Julius Yego wanted to be an athlete, only he couldn’t run very fast.
That can be a significant setback growing up in the highlands of western Kenya, where the best distance runners in the pre-eminent distance-running nation are molded. When it comes to sport, running is just about all that matters in Kenya.
So Yego had to come up with a different plan to succeed.
With the help of a sharpened stick, an “elastic” right wrist, and YouTube videos as a substitute for a coaching manual, he became a javelin world champion instead.
“Javelin is the sport in me, part of my blood,” he said. “I can’t sprint. I can’t compete in the 800 meters or the 100 meters. Javelin is the main talent I had.”
Yego, a world champion who isn’t a distance runner, goes against trends in Kenya and in international track and field in a refreshing way.
Forget convention — imagine a Jamaican winning a world title in the 10,000 meters, or an Ethiopian gold medalist in the 100 sprint.
Even that doesn’t encapsulate the essence of the journey of a boy from a rural farming village in the Great Rift Valley who practiced with sharpened sticks he cut off trees, and used online videos to teach himself to launch a javelin as far as the best from Scandinavia, Germany and Eastern Europe.
He launched one, a sleek metal one, further than them all last year to win the world championship title in Beijing.
When Yego threw 92.72 meters, hurling himself face-first onto the ground as the javelin left that fabulously flexible right hand, he catapulted into the top three best javelin throwers ever. His effort was the eighth furthest in history. Only the great Jan Zelezny (who has six of the top eight throws) and Aki Parviainen have thrown a javelin further.
There isn’t another African on that list of leading throws. There isn’t another non-European in the top 30.
“When I saw the Javelin fly I knew it was a huge, huge, huge throw,” Yego said, recalling that effort.
The first Kenyan to win a world title in a field event. An African record. The first man in 14 years to throw more than 92 meters. Only the fifth man ever to top 92 meters. All tremendous achievements, yet it very nearly didn’t happen.
In Cheptonon village in the Rift Valley, a young Yego thought he could succeed in javelin, believing he had a gift.
“My strength is my hand,” he said. “It is flexible and elastic. Very nice.”
For years, though, he was the only one who believed it.
He got very little help as his career progressed, so he turned instead to the internet.
He’d make his way to the closest internet cafe to his village and watch YouTube videos of the great Zelezny, his favorite, and others. Then he’d go home and put into practice what he’d seen. It was still tough. As recently as 2008, Yego, training alone and unnoticed, considered giving up when he was overlooked for the world juniors.
“At that point I didn’t want to do the javelin because there was no support,” he said in an interview with The Associated Press in Kenya. “Support was for the 800 meters … up to the marathon. They overlooked the field events.”

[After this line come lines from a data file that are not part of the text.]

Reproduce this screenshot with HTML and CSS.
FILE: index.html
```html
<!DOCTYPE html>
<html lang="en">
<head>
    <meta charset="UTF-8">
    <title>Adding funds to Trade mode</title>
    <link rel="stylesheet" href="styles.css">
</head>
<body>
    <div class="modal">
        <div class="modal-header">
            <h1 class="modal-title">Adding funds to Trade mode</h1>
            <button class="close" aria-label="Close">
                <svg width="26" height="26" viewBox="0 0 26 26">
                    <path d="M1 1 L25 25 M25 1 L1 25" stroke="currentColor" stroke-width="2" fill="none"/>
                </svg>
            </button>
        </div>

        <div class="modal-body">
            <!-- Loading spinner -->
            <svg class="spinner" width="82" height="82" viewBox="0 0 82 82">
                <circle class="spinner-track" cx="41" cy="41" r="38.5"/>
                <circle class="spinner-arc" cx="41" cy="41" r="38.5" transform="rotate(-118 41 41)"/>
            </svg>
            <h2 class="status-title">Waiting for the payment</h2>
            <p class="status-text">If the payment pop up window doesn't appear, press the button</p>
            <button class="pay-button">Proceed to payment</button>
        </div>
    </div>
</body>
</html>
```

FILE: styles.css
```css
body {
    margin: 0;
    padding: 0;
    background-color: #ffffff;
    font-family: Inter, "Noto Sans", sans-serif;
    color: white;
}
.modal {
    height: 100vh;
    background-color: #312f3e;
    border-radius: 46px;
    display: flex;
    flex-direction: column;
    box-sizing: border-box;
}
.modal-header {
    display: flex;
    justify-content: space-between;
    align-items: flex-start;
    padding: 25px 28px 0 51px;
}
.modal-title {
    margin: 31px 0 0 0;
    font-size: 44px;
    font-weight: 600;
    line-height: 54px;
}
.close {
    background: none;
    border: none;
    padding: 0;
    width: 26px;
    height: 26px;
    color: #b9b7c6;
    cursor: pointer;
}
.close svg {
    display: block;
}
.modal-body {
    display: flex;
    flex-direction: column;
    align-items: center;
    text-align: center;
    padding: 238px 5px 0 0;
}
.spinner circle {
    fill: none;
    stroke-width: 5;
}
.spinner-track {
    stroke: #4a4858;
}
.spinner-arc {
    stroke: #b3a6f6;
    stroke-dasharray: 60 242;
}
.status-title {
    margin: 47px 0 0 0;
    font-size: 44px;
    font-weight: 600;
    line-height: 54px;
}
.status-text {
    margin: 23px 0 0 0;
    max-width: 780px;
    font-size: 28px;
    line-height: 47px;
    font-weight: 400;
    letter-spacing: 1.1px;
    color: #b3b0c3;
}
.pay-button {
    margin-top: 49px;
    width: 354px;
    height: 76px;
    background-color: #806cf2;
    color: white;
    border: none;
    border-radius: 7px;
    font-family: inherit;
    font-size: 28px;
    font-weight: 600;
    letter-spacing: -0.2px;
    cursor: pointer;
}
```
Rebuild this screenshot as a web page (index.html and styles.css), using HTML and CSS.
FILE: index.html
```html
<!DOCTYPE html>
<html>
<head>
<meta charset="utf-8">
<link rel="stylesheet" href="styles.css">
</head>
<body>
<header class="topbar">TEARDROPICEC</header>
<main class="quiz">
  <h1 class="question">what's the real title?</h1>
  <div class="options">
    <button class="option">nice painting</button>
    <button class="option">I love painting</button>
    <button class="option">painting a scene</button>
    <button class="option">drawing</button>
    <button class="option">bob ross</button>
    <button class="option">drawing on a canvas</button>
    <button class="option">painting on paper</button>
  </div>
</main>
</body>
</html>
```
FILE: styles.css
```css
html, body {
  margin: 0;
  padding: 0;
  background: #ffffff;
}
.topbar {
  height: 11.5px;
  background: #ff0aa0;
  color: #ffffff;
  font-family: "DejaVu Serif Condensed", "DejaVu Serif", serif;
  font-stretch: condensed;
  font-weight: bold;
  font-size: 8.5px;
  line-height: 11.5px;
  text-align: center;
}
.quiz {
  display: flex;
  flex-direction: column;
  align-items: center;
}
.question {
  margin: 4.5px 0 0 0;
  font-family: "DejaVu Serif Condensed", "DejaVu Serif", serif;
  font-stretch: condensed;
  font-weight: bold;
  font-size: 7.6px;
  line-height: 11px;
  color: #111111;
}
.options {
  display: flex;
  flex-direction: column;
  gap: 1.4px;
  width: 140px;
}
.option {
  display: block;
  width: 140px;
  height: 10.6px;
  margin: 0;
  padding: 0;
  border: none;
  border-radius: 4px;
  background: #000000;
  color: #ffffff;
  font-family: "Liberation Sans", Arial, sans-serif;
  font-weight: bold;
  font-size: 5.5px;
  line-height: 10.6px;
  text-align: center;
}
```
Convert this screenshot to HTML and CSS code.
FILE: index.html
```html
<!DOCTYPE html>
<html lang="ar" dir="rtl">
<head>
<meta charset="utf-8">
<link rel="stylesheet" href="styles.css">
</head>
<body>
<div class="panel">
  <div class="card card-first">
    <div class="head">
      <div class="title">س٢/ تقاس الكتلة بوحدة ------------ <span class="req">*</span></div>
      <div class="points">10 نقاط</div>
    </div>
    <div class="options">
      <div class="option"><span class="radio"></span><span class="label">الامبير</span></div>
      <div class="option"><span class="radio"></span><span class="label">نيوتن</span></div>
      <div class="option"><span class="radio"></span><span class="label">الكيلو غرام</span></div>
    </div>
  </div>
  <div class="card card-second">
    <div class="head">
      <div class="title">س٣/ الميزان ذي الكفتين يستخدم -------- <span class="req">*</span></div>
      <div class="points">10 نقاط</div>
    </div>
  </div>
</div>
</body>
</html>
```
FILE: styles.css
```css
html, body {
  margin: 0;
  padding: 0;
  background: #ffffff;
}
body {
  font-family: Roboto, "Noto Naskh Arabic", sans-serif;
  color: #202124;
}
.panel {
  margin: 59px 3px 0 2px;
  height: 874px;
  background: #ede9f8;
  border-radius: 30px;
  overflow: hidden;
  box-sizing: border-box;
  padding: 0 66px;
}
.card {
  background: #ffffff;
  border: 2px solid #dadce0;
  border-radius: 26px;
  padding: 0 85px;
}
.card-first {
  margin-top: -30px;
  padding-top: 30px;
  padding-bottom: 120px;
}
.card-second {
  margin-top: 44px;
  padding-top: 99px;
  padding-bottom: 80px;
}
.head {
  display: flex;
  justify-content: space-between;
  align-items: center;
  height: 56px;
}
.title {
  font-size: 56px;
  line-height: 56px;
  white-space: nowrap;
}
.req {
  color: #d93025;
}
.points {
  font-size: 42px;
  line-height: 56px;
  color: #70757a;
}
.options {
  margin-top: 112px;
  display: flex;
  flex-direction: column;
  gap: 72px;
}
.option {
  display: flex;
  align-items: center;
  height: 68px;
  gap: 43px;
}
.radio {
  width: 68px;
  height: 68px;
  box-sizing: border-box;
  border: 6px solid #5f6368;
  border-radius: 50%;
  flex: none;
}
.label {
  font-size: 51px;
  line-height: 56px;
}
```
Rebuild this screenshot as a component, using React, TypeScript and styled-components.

He stuck at it, though, and threw 75 meters in 2010. Encouraged, he kept watching the online videos, tweaking his training and technique. He won the All-Africa Games title in 2011 with a national record. More YouTube.
In the buildup to the 2012 Olympics, Yego got the chance to go to Finland and work with coach Petteri Piironen. After returning home, he kept in contact with Piironen through Skype. He still consulted his quasi-coach, too: YouTube.
Yego made the Olympic final by going past 80 meters. A Commonwealth Games title came in 2014 with 83.87. And then last year in Beijing, the world championships gold.
People are taking notice now.
Yego is a star in Kenya, where he’s known as the “YouTube man.” He’s quite happy with the attention after spending so many years being ignored for the distance runners.
“Being a world champion is a great thing,” said Yego, who now wears sponsored training gear emblazoned with ‘92.72.’ “Everyone looks at you.”
The unorthodox throwing style, sometimes flying headlong onto the ground as he releases the javelin to give it every last bit of power and momentum, also makes good viewing.
“The falling is not a technique,” he said. “Sometimes it happens, sometimes it doesn’t.”
Faced with those options a decade ago, Yego made it happen — with some help from the internet.